The Chinese Government recently issued its new ruling concerning the supply of infant formula by domestic and foreign companies to China.

According to James O’Donnell, Shanghai Office Manager for Bord Bia the revised procedures have significant implications for suppliers.

He says the new regulations are due to come into effect on October 1, however, a “grace period” is expected.

The principal objective of this regulation has been to reduce the number of products on offer and strengthen the regulatory authority’s ability to supervise and insure consumer confidence.

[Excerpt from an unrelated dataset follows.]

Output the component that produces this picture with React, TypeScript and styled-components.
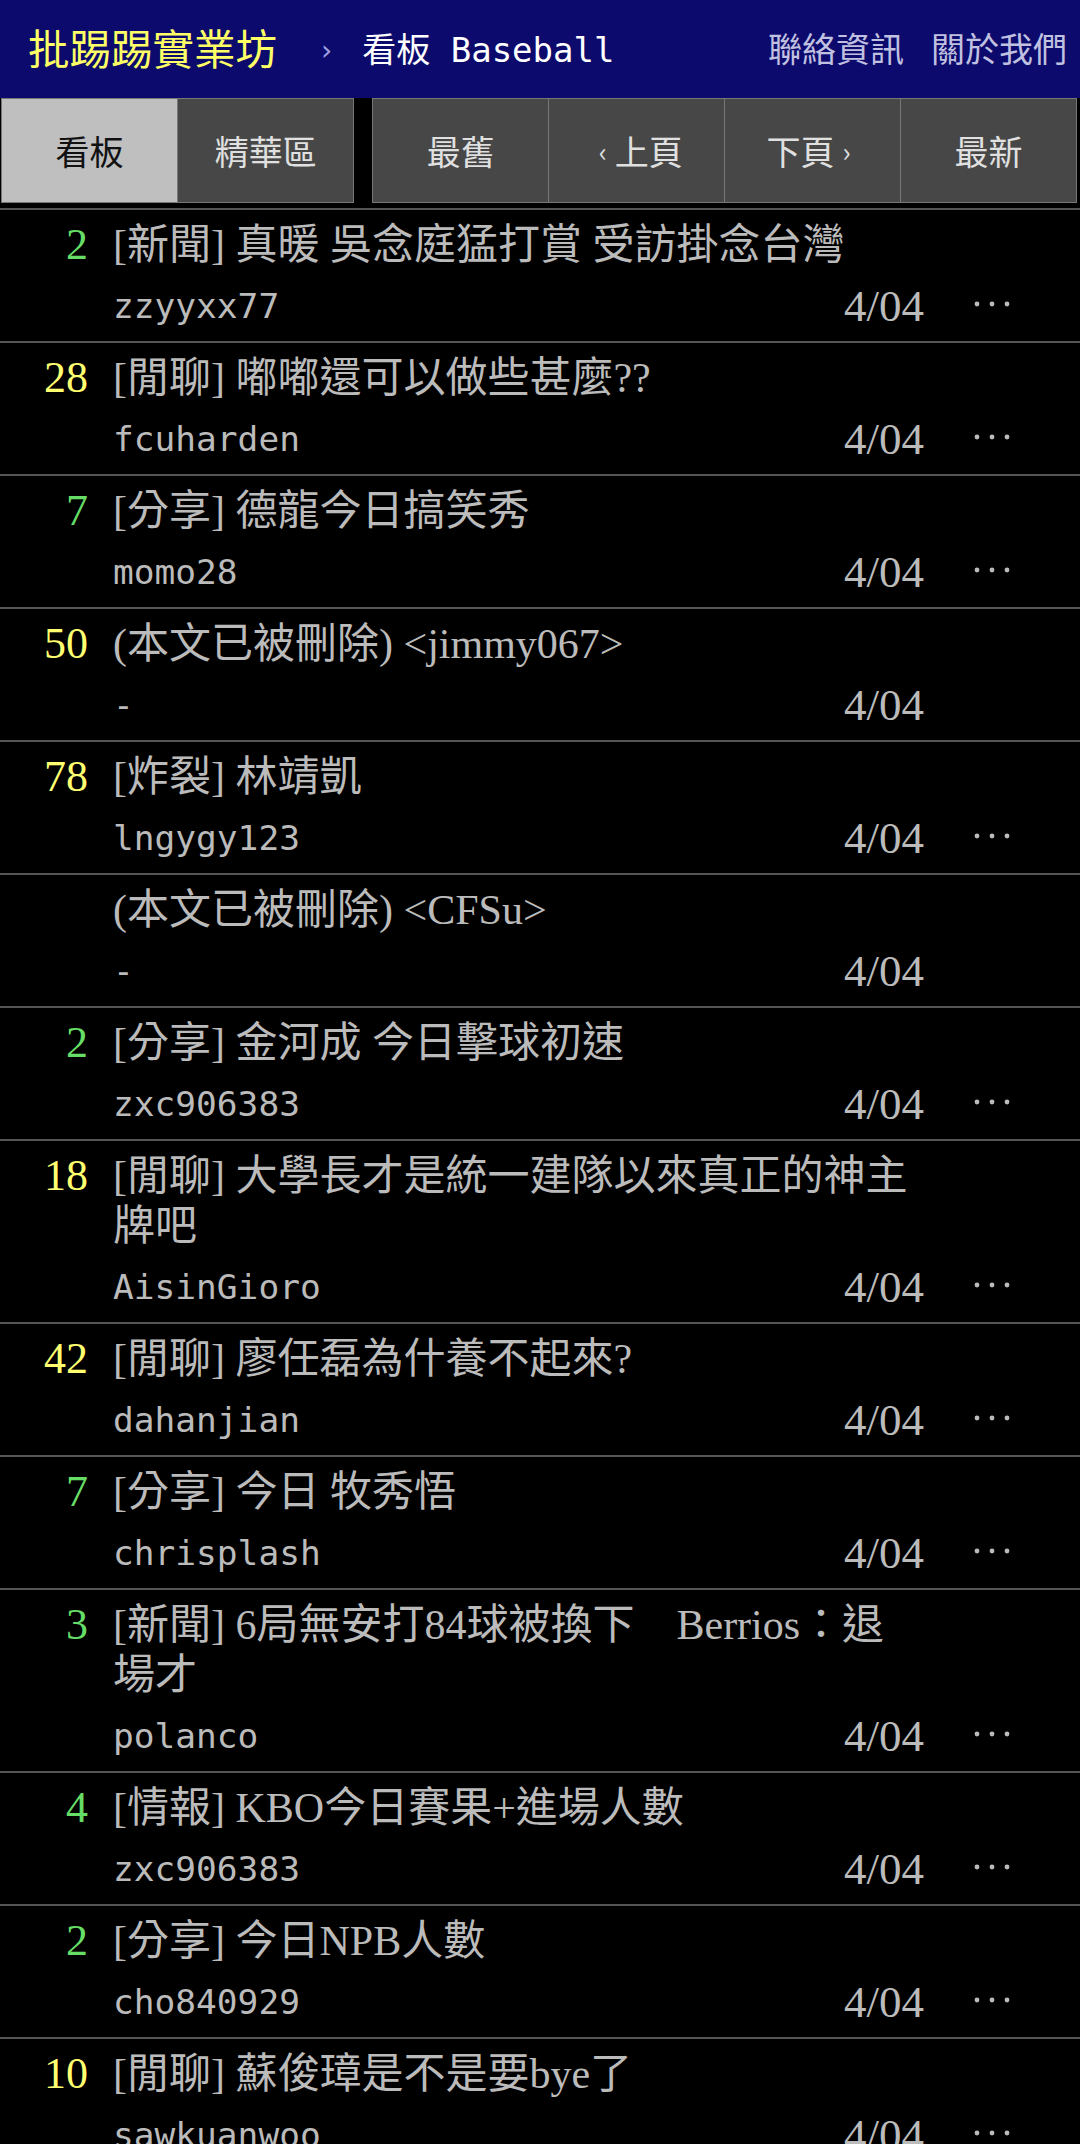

According to O’Donnell China alone has over 100 licenced Infant Formula manufacturers who produce over 2000 different products not to mention the range of imported product available in the market.

Key points:

  • Both domestic and foreign companies are now restricted to 3 product lines with a maximum of 3 stages per line. This will restrict major players on the range of their offering and limit line extensions.
  • All enterprises supplying the market both domestic and overseas must be pre approved by the CNCA. This measure is expected to rein back the explosion of product available for purchase on cross border online platforms.
  • Recipes must be pre-registered with and approved by the CFDA. Each recipe needs to be distinctly different to warrant approval.
  • Labelling requirements have been tightened. Such general terms as “sourced for imported milk/ milk powder” are no longer allowable. The country of origin must now be stated. The requirement here will have significant impact on the supply chain tying companies into sourcing milk / milk powders from specific countries.

Infant formula and dairy ingredients destined for the sector in China are Irelands largest food and drink export items to China.